_EXERCISE PROMPT_
Restate the material word for word and leave out anything that is a picture.

_RECORDED DATA_
* start *
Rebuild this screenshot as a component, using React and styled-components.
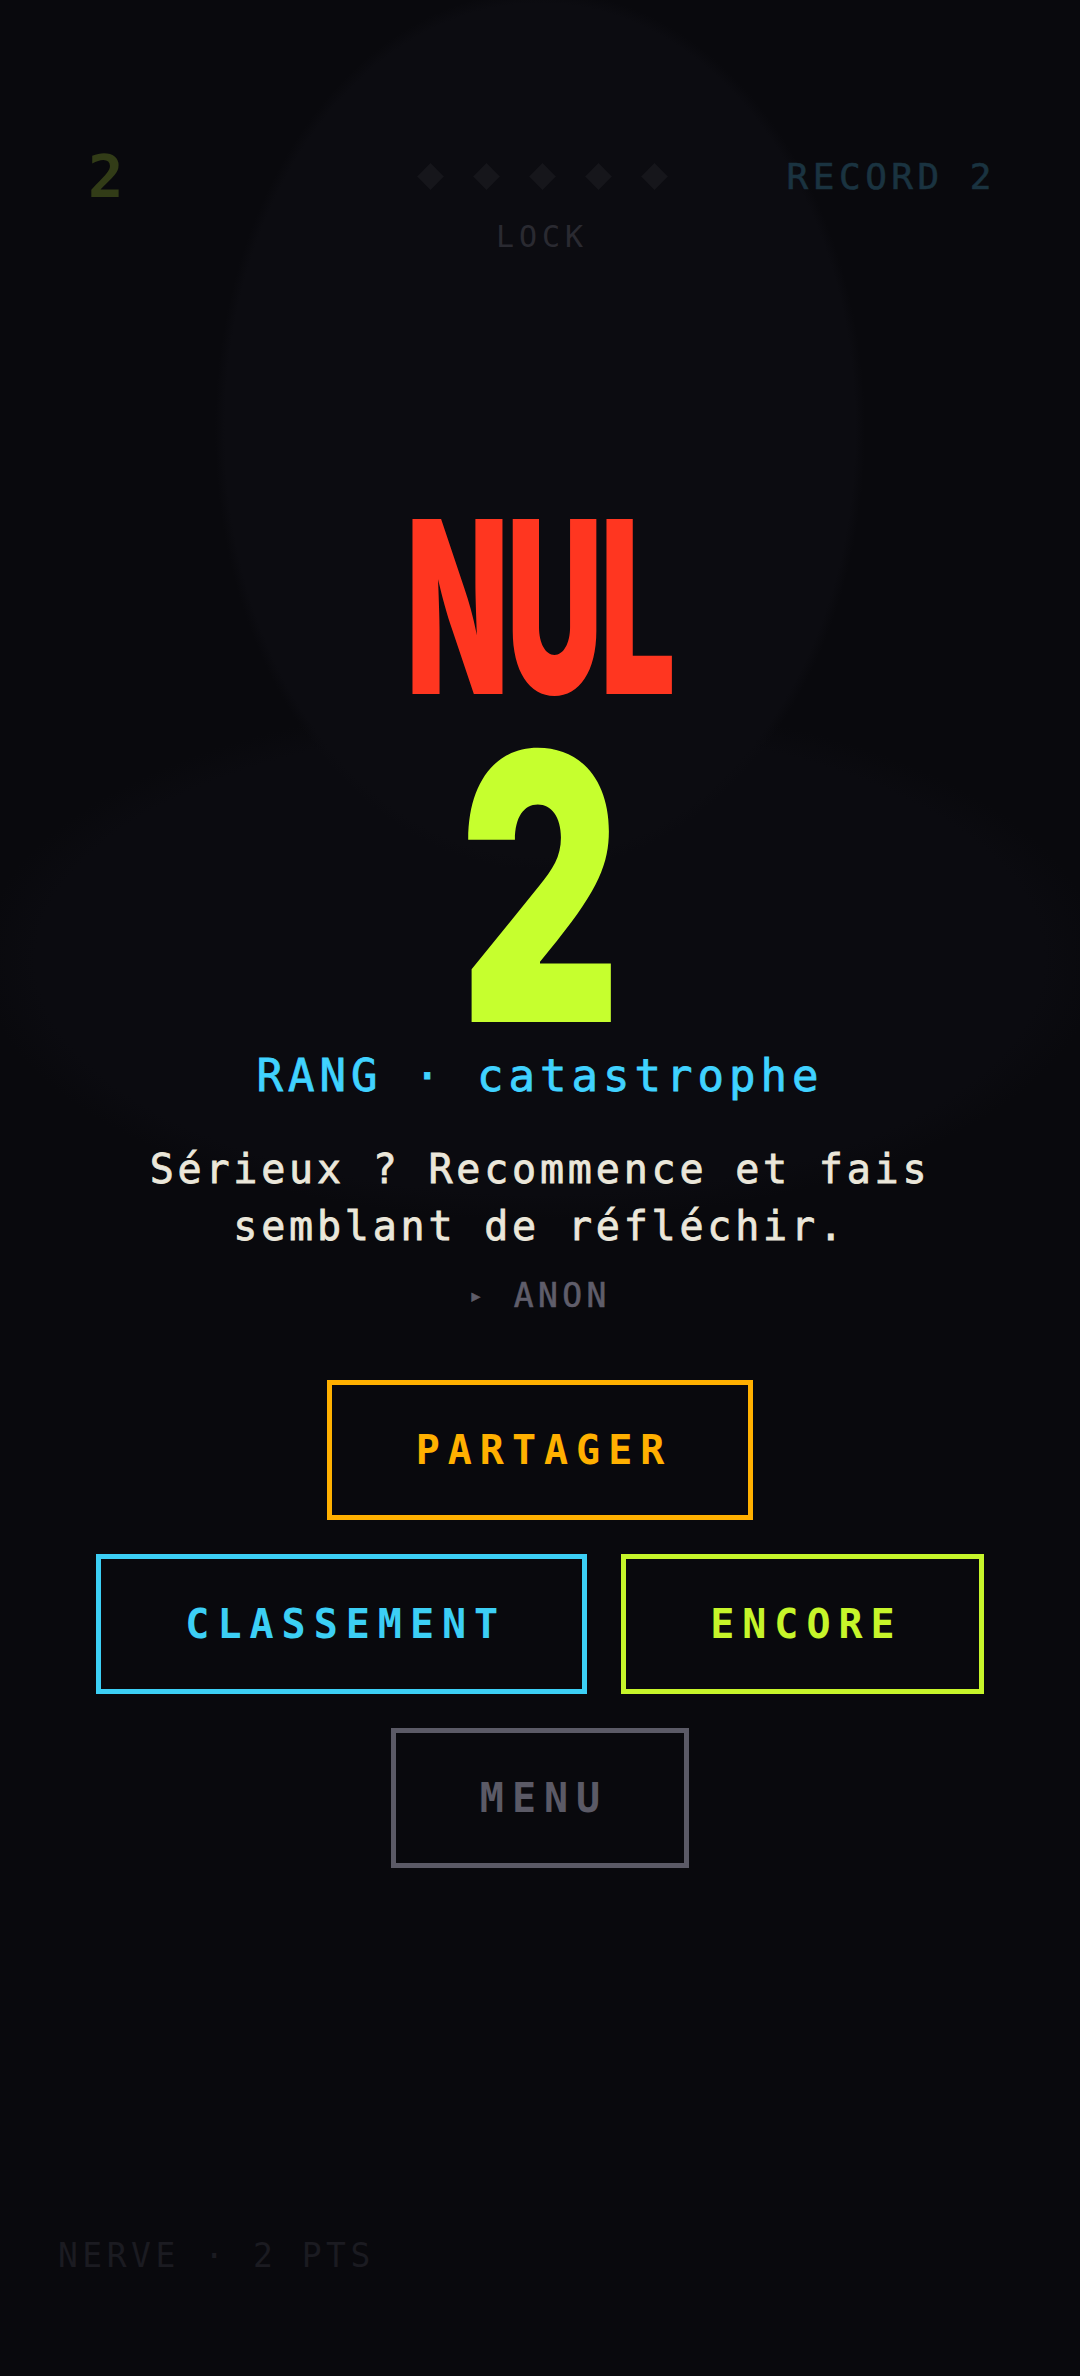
import React from 'react'
import styled, { createGlobalStyle } from 'styled-components'

const GlobalStyle = createGlobalStyle`
  html, body {
    margin: 0;
    padding: 0;
    background: #0a0a0e;
  }
  * {
    box-sizing: border-box;
  }
`

const mono = `"DejaVu Sans Mono", "Liberation Mono", monospace`
const display = `Inter, "DejaVu Sans", "Liberation Sans", sans-serif`

// page + faint halo behind the score
const Page = styled.div`
  min-height: 2376px;
  display: flex;
  flex-direction: column;
  font-family: ${mono};
  background:
    radial-gradient(ellipse 325px 440px at 50% 430px, #0c0c11 0 97%, transparent 100%),
    radial-gradient(ellipse 560px 260px at 50% 960px, #0b0b10 0 90%, transparent 100%),
    #09090d;
`

// top HUD
const TopBar = styled.header`
  display: grid;
  grid-template-columns: 1fr auto 1fr;
  align-items: start;
  padding: 163px 84px 0 88px;
`

const Score = styled.span`
  font-size: 59px;
  font-weight: 700;
  line-height: 27px;
  color: #323c17;
`

const Record = styled.span`
  justify-self: end;
  font-size: 36px;
  line-height: 27px;
  letter-spacing: 4.5px;
  color: #1a3340;
  -webkit-text-stroke: 0.6px #1a3340;
`

const LockBox = styled.div`
  display: flex;
  flex-direction: column;
  align-items: center;
`

const Diamonds = styled.div`
  height: 27px;
  display: flex;
  align-items: center;
  gap: 37px;
`

const Diamond = styled.i`
  width: 19px;
  height: 19px;
  background: ${p => (p.$on ? '#c6ff2e' : '#16161b')};
  transform: rotate(45deg);
`

const LockLabel = styled.span`
  margin-top: 32px;
  font-size: 30px;
  line-height: 1;
  letter-spacing: 5px;
  color: #2a2a31;
`

// verdict block
const Hero = styled.main`
  display: flex;
  flex-direction: column;
  align-items: center;
  margin-top: 259px;
`

const Verdict = styled.h1`
  margin: 0;
  font-family: ${display};
  font-weight: 900;
  font-size: 240px;
  line-height: 0.8;
  letter-spacing: -4px;
  color: #ff3620;
  transform: scaleX(0.555);
`

const BigScore = styled.div`
  margin-top: 36px;
  font-family: ${display};
  font-weight: 900;
  font-size: 372px;
  line-height: 0.8;
  color: #c6ff2e;
  transform: scaleX(0.67);
`

const Rank = styled.p`
  margin: 17px 0 0;
  font-size: 44px;
  line-height: 1;
  letter-spacing: 5px;
  color: #40d2ff;
  -webkit-text-stroke: 0.8px #40d2ff;
`

const Quote = styled.p`
  margin: 43px 0 0;
  max-width: 840px;
  text-align: center;
  font-size: 40px;
  line-height: 57px;
  letter-spacing: 3.8px;
  color: #ebe7da;
  -webkit-text-stroke: 0.8px #ebe7da;
`

const Author = styled.p`
  margin: 24px 0 0;
  font-size: 33px;
  line-height: 1;
  letter-spacing: 4.4px;
  color: #5f5d6a;
  -webkit-text-stroke: 0.6px #5f5d6a;

  b {
    font-weight: 400;
    font-size: 22px;
    vertical-align: 4px;
    margin-right: 27px;
  }
`

// actions
const Actions = styled.nav`
  display: flex;
  flex-direction: column;
  align-items: center;
  gap: 34px;
  margin-top: 68px;
`

const Row = styled.div`
  display: flex;
  gap: 34px;
`

const Button = styled.button`
  height: 140px;
  padding: 0 76px 0 84px;
  background: #09090d;
  border: 5px solid ${p => p.$color};
  color: ${p => p.$color};
  font-family: ${mono};
  font-size: 40px;
  font-weight: 700;
  letter-spacing: 8px;
  cursor: pointer;
`

const Footer = styled.footer`
  margin-top: auto;
  padding: 0 58px 104px;
  font-size: 33px;
  line-height: 1;
  letter-spacing: 4.5px;
  color: #1b1b21;
`

export default function App() {
  const streak = [false, false, false, false, false]

  return (
    <Page>
      <GlobalStyle />
      <TopBar>
        <Score>2</Score>
        <LockBox>
          <Diamonds>
            {streak.map((on, i) => (
              <Diamond key={i} $on={on} />
            ))}
          </Diamonds>
          <LockLabel>LOCK</LockLabel>
        </LockBox>
        <Record>RECORD 2</Record>
      </TopBar>

      <Hero>
        <Verdict>NUL</Verdict>
        <BigScore>2</BigScore>
        <Rank>RANG · catastrophe</Rank>
        <Quote>Sérieux ? Recommence et fais semblant de réfléchir.</Quote>
        <Author><b>▸</b>ANON</Author>
      </Hero>

      <Actions>
        <Button $color="#ffb000">PARTAGER</Button>
        <Row>
          <Button $color="#3ccff5">CLASSEMENT</Button>
          <Button $color="#c6f52a">ENCORE</Button>
        </Row>
        <Button $color="#5b5a66">MENU</Button>
      </Actions>

      <Footer>NERVE · 2 PTS</Footer>
    </Page>
  )
}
* end *
_EXERCISE RESULT_
Rebuild this screenshot as a component, using React and styled-components.
import React from 'react'
import styled, { createGlobalStyle } from 'styled-components'

const GlobalStyle = createGlobalStyle`
  html, body {
    margin: 0;
    padding: 0;
    background: #0a0a0e;
  }
  * {
    box-sizing: border-box;
  }
`

const mono = `"DejaVu Sans Mono", "Liberation Mono", monospace`
const display = `Inter, "DejaVu Sans", "Liberation Sans", sans-serif`

// page + faint halo behind the score
const Page = styled.div`
  min-height: 2376px;
  display: flex;
  flex-direction: column;
  font-family: ${mono};
  background:
    radial-gradient(ellipse 325px 440px at 50% 430px, #0c0c11 0 97%, transparent 100%),
    radial-gradient(ellipse 560px 260px at 50% 960px, #0b0b10 0 90%, transparent 100%),
    #09090d;
`

// top HUD
const TopBar = styled.header`
  display: grid;
  grid-template-columns: 1fr auto 1fr;
  align-items: start;
  padding: 163px 84px 0 88px;
`

const Score = styled.span`
  font-size: 59px;
  font-weight: 700;
  line-height: 27px;
  color: #323c17;
`

const Record = styled.span`
  justify-self: end;
  font-size: 36px;
  line-height: 27px;
  letter-spacing: 4.5px;
  color: #1a3340;
  -webkit-text-stroke: 0.6px #1a3340;
`

const LockBox = styled.div`
  display: flex;
  flex-direction: column;
  align-items: center;
`

const Diamonds = styled.div`
  height: 27px;
  display: flex;
  align-items: center;
  gap: 37px;
`

const Diamond = styled.i`
  width: 19px;
  height: 19px;
  background: ${p => (p.$on ? '#c6ff2e' : '#16161b')};
  transform: rotate(45deg);
`

const LockLabel = styled.span`
  margin-top: 32px;
  font-size: 30px;
  line-height: 1;
  letter-spacing: 5px;
  color: #2a2a31;
`

// verdict block
const Hero = styled.main`
  display: flex;
  flex-direction: column;
  align-items: center;
  margin-top: 259px;
`

const Verdict = styled.h1`
  margin: 0;
  font-family: ${display};
  font-weight: 900;
  font-size: 240px;
  line-height: 0.8;
  letter-spacing: -4px;
  color: #ff3620;
  transform: scaleX(0.555);
`

const BigScore = styled.div`
  margin-top: 36px;
  font-family: ${display};
  font-weight: 900;
  font-size: 372px;
  line-height: 0.8;
  color: #c6ff2e;
  transform: scaleX(0.67);
`

const Rank = styled.p`
  margin: 17px 0 0;
  font-size: 44px;
  line-height: 1;
  letter-spacing: 5px;
  color: #40d2ff;
  -webkit-text-stroke: 0.8px #40d2ff;
`

const Quote = styled.p`
  margin: 43px 0 0;
  max-width: 840px;
  text-align: center;
  font-size: 40px;
  line-height: 57px;
  letter-spacing: 3.8px;
  color: #ebe7da;
  -webkit-text-stroke: 0.8px #ebe7da;
`

const Author = styled.p`
  margin: 24px 0 0;
  font-size: 33px;
  line-height: 1;
  letter-spacing: 4.4px;
  color: #5f5d6a;
  -webkit-text-stroke: 0.6px #5f5d6a;

  b {
    font-weight: 400;
    font-size: 22px;
    vertical-align: 4px;
    margin-right: 27px;
  }
`

// actions
const Actions = styled.nav`
  display: flex;
  flex-direction: column;
  align-items: center;
  gap: 34px;
  margin-top: 68px;
`

const Row = styled.div`
  display: flex;
  gap: 34px;
`

const Button = styled.button`
  height: 140px;
  padding: 0 76px 0 84px;
  background: #09090d;
  border: 5px solid ${p => p.$color};
  color: ${p => p.$color};
  font-family: ${mono};
  font-size: 40px;
  font-weight: 700;
  letter-spacing: 8px;
  cursor: pointer;
`

const Footer = styled.footer`
  margin-top: auto;
  padding: 0 58px 104px;
  font-size: 33px;
  line-height: 1;
  letter-spacing: 4.5px;
  color: #1b1b21;
`

export default function App() {
  const streak = [false, false, false, false, false]

  return (
    <Page>
      <GlobalStyle />
      <TopBar>
        <Score>2</Score>
        <LockBox>
          <Diamonds>
            {streak.map((on, i) => (
              <Diamond key={i} $on={on} />
            ))}
          </Diamonds>
          <LockLabel>LOCK</LockLabel>
        </LockBox>
        <Record>RECORD 2</Record>
      </TopBar>

      <Hero>
        <Verdict>NUL</Verdict>
        <BigScore>2</BigScore>
        <Rank>RANG · catastrophe</Rank>
        <Quote>Sérieux ? Recommence et fais semblant de réfléchir.</Quote>
        <Author><b>▸</b>ANON</Author>
      </Hero>

      <Actions>
        <Button $color="#ffb000">PARTAGER</Button>
        <Row>
          <Button $color="#3ccff5">CLASSEMENT</Button>
          <Button $color="#c6f52a">ENCORE</Button>
        </Row>
        <Button $color="#5b5a66">MENU</Button>
      </Actions>

      <Footer>NERVE · 2 PTS</Footer>
    </Page>
  )
}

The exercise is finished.